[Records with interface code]

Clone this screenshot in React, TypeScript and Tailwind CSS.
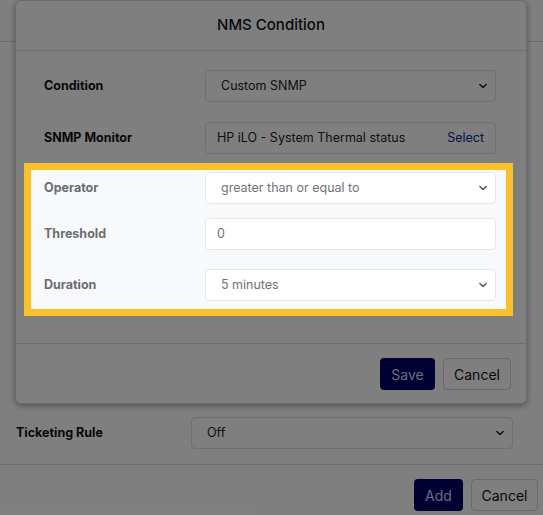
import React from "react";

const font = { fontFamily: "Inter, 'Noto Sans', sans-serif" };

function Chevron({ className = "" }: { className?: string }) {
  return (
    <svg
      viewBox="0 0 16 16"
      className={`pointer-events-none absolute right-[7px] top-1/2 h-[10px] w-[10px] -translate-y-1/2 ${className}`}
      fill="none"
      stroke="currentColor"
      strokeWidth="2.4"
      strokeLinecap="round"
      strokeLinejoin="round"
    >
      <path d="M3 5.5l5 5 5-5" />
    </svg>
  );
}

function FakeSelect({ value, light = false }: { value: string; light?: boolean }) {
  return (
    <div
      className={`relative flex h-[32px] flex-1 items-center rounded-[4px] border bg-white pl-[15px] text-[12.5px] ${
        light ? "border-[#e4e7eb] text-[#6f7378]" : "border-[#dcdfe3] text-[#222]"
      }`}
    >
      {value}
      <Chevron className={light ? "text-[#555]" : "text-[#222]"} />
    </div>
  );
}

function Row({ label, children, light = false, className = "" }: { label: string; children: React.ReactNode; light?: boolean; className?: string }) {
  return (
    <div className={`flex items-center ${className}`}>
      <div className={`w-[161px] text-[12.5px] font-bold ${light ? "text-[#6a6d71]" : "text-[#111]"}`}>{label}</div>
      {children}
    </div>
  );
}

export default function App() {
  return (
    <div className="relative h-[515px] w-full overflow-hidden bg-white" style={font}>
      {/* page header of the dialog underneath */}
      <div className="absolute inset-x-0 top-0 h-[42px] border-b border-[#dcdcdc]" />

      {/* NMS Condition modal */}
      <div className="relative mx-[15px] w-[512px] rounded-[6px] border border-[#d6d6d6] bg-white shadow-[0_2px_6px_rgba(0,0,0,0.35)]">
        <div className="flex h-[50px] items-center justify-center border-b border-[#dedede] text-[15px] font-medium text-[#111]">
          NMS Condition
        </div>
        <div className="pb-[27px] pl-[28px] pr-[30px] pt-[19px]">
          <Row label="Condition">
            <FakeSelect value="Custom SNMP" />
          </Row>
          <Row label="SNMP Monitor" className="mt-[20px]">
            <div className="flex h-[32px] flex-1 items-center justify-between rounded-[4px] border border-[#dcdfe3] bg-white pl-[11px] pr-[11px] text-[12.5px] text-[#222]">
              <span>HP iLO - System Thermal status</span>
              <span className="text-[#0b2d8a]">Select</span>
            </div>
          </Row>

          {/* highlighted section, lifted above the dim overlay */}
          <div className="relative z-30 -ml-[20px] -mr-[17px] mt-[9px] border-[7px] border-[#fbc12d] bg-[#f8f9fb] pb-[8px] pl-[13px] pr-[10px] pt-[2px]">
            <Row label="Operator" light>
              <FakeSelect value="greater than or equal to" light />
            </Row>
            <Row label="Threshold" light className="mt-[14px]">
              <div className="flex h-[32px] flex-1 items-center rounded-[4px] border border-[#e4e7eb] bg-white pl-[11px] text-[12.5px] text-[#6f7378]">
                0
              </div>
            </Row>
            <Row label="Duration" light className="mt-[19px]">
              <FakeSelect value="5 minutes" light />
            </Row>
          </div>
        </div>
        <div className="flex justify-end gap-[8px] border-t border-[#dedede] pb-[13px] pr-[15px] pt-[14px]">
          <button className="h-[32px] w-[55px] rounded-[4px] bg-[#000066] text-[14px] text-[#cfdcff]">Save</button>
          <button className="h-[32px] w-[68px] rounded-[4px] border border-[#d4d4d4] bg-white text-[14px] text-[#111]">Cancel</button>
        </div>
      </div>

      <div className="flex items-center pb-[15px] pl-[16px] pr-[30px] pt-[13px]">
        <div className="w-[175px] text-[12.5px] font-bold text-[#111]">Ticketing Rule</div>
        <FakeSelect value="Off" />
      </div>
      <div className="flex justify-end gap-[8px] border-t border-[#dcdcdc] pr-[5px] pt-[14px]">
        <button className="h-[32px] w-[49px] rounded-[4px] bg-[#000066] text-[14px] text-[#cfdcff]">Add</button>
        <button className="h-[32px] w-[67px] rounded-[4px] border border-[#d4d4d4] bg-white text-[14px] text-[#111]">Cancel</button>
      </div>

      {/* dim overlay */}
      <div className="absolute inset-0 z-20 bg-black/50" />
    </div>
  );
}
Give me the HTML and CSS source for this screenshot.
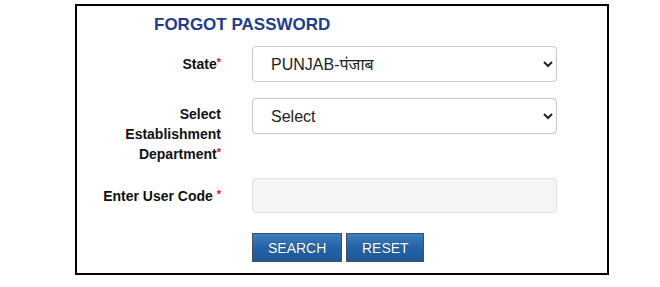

* TASK STATEMENT:
Show, from the material above, each line that includes the string "screenshot".

* OUTPUT BELOW:
Clone this screenshot in React, TypeScript and Tailwind CSS.
Give me the HTML and CSS source for this screenshot.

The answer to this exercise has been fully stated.